The implicit equation for the quantification limit can be determined analytically by solving for y^# or by iteration (using the approximation value ỹ_i for y^#)

\[ \tilde{y}_{i+1} = y^* + k_{1-\beta} \cdot \tilde{u}(\tilde{y}_i) \]

with the initial condition ỹ₀ = 2∙y^*.

Confidence Limits

The confidence interval contains the true value of the measured quantity with the specified probability 1-γ.
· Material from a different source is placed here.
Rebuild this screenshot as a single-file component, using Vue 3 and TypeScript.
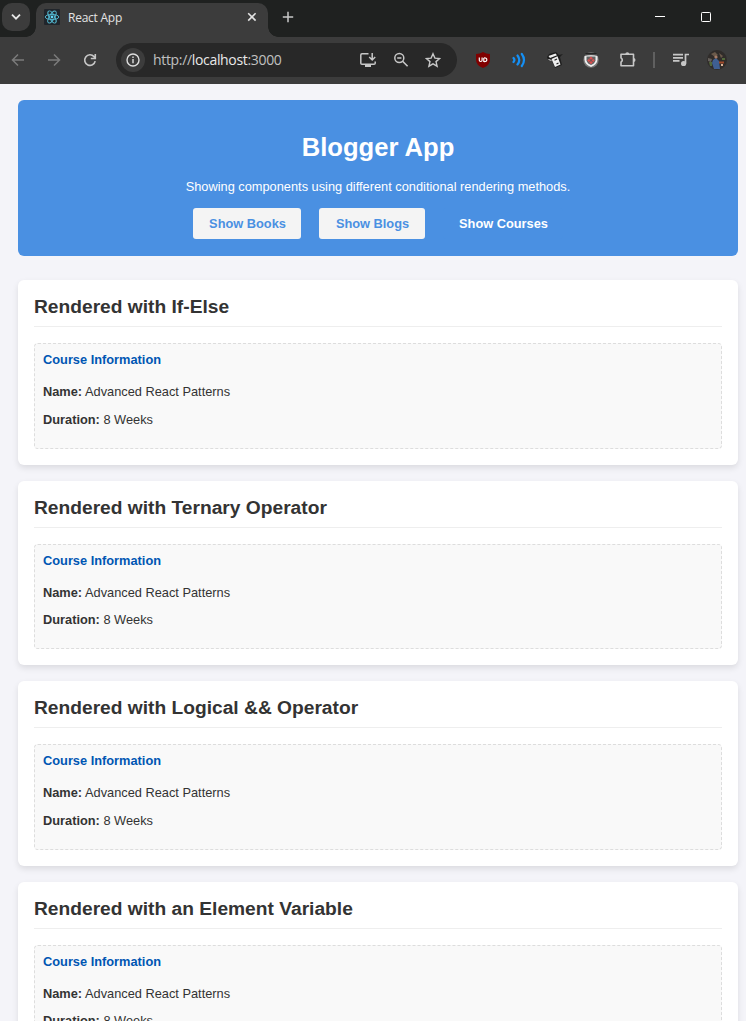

Given the primary measurement result y and the associated standard uncertainty u(y) of the measured quantity, the lower limit of the confidence interval y^< and the upper limit of the confidence interval y^> are determined by

\[ y^{\triangleleft} =y - k_p \cdot u(y) \; \; \mathrm{with} \; p = \omega \cdot \left( 1-\frac{\gamma}{2} \right) \newline y^{\triangleright} =y + k_q \cdot u(y) \; \; \mathrm{with} \; q = 1- \omega \cdot \frac{\gamma}{2} \]

with

\[ \omega = \Phi \left[ \frac{y}{u(y)} \right] \]

The values of the standardized normal distribution Φ(t) are tabulated.

Note: The confidence limits are usually neither symmetric to y nor to ŷ. The relationship 0 < y^⊲ < y^⊳ holds.

Best Estimate and Standard Uncertainty

The physical effect is considered detected when the primary measurement result y is greater than the detection limit (y > y^*).

The best estimate ŷ of the measured quantity is then given by

\[ \hat{y} = y + \frac{u(y) \cdot \exp(\frac{-y^2}{2\cdot u^2(y)})}{\omega \cdot \sqrt{2\ \pi}} \]

with the associated standard deviation

\[ u(\hat{y}) = \sqrt {u^2 (y) - (\hat{y} - y)\cdot \hat{y}} \]

Assessment of the Measurement Method

By comparing the quantification limit y^# with a specified reference value y_r, a decision can be made regarding the suitability of the measurement method.

If the quantification limit cannot be determined or y^# > y_r, then the measurement method is not suitable for the intended measurement purpose.